> _Job_
Leave out any pictures and transcribe all other data below exactly.

> _Data_
** Start **

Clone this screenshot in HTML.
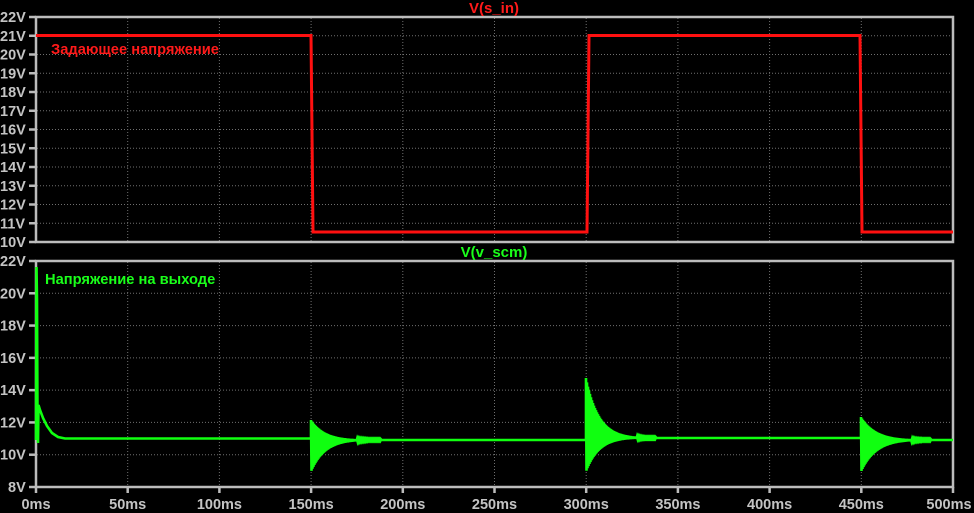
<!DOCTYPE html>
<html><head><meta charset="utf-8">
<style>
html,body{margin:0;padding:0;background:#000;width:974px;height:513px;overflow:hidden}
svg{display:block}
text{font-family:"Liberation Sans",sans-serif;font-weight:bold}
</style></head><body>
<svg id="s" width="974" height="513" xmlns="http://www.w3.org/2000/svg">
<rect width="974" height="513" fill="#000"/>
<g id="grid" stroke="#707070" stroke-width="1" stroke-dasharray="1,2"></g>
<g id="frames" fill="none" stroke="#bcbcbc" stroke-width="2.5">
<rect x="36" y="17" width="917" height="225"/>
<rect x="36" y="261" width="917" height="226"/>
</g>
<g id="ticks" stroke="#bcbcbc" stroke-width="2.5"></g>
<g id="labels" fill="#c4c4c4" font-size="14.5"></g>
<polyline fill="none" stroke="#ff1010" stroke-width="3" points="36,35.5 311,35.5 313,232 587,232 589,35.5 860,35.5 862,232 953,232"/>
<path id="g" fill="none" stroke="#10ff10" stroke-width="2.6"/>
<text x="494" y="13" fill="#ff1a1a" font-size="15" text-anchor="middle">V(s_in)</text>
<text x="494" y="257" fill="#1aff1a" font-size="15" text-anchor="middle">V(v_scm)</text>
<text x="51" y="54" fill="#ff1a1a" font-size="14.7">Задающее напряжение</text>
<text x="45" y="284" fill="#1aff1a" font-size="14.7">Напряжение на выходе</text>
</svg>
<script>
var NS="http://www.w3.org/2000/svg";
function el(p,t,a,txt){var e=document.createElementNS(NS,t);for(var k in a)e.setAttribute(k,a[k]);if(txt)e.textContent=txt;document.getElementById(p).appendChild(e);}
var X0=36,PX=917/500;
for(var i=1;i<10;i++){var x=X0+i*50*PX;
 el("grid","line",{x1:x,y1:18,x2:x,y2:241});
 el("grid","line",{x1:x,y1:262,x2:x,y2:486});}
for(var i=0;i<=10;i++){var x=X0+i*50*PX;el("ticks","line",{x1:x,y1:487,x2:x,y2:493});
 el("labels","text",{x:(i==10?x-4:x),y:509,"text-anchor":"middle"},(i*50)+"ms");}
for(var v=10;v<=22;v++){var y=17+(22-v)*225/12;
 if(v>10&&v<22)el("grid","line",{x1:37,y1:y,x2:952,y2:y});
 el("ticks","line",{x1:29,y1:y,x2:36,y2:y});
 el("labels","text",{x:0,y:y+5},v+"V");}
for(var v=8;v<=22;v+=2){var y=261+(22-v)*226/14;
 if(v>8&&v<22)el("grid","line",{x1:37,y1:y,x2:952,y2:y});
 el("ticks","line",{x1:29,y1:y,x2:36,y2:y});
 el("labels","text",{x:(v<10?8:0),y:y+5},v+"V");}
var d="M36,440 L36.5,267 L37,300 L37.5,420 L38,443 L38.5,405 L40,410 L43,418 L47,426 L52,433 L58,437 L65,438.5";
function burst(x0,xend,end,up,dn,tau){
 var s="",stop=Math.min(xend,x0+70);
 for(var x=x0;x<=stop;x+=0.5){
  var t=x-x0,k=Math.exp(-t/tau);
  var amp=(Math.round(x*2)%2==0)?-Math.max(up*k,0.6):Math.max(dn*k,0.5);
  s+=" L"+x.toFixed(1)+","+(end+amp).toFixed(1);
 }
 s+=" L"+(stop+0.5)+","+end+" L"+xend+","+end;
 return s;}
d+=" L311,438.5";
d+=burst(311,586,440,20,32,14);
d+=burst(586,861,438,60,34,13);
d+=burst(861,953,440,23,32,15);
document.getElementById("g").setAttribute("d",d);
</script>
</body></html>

** End **

> _Result_
Clone this screenshot in HTML.
<!DOCTYPE html>
<html><head><meta charset="utf-8">
<style>
html,body{margin:0;padding:0;background:#000;width:974px;height:513px;overflow:hidden}
svg{display:block}
text{font-family:"Liberation Sans",sans-serif;font-weight:bold}
</style></head><body>
<svg id="s" width="974" height="513" xmlns="http://www.w3.org/2000/svg">
<rect width="974" height="513" fill="#000"/>
<g id="grid" stroke="#707070" stroke-width="1" stroke-dasharray="1,2"></g>
<g id="frames" fill="none" stroke="#bcbcbc" stroke-width="2.5">
<rect x="36" y="17" width="917" height="225"/>
<rect x="36" y="261" width="917" height="226"/>
</g>
<g id="ticks" stroke="#bcbcbc" stroke-width="2.5"></g>
<g id="labels" fill="#c4c4c4" font-size="14.5"></g>
<polyline fill="none" stroke="#ff1010" stroke-width="3" points="36,35.5 311,35.5 313,232 587,232 589,35.5 860,35.5 862,232 953,232"/>
<path id="g" fill="none" stroke="#10ff10" stroke-width="2.6"/>
<text x="494" y="13" fill="#ff1a1a" font-size="15" text-anchor="middle">V(s_in)</text>
<text x="494" y="257" fill="#1aff1a" font-size="15" text-anchor="middle">V(v_scm)</text>
<text x="51" y="54" fill="#ff1a1a" font-size="14.7">Задающее напряжение</text>
<text x="45" y="284" fill="#1aff1a" font-size="14.7">Напряжение на выходе</text>
</svg>
<script>
var NS="http://www.w3.org/2000/svg";
function el(p,t,a,txt){var e=document.createElementNS(NS,t);for(var k in a)e.setAttribute(k,a[k]);if(txt)e.textContent=txt;document.getElementById(p).appendChild(e);}
var X0=36,PX=917/500;
for(var i=1;i<10;i++){var x=X0+i*50*PX;
 el("grid","line",{x1:x,y1:18,x2:x,y2:241});
 el("grid","line",{x1:x,y1:262,x2:x,y2:486});}
for(var i=0;i<=10;i++){var x=X0+i*50*PX;el("ticks","line",{x1:x,y1:487,x2:x,y2:493});
 el("labels","text",{x:(i==10?x-4:x),y:509,"text-anchor":"middle"},(i*50)+"ms");}
for(var v=10;v<=22;v++){var y=17+(22-v)*225/12;
 if(v>10&&v<22)el("grid","line",{x1:37,y1:y,x2:952,y2:y});
 el("ticks","line",{x1:29,y1:y,x2:36,y2:y});
 el("labels","text",{x:0,y:y+5},v+"V");}
for(var v=8;v<=22;v+=2){var y=261+(22-v)*226/14;
 if(v>8&&v<22)el("grid","line",{x1:37,y1:y,x2:952,y2:y});
 el("ticks","line",{x1:29,y1:y,x2:36,y2:y});
 el("labels","text",{x:(v<10?8:0),y:y+5},v+"V");}
var d="M36,440 L36.5,267 L37,300 L37.5,420 L38,443 L38.5,405 L40,410 L43,418 L47,426 L52,433 L58,437 L65,438.5";
function burst(x0,xend,end,up,dn,tau){
 var s="",stop=Math.min(xend,x0+70);
 for(var x=x0;x<=stop;x+=0.5){
  var t=x-x0,k=Math.exp(-t/tau);
  var amp=(Math.round(x*2)%2==0)?-Math.max(up*k,0.6):Math.max(dn*k,0.5);
  s+=" L"+x.toFixed(1)+","+(end+amp).toFixed(1);
 }
 s+=" L"+(stop+0.5)+","+end+" L"+xend+","+end;
 return s;}
d+=" L311,438.5";
d+=burst(311,586,440,20,32,14);
d+=burst(586,861,438,60,34,13);
d+=burst(861,953,440,23,32,15);
document.getElementById("g").setAttribute("d",d);
</script>
</body></html>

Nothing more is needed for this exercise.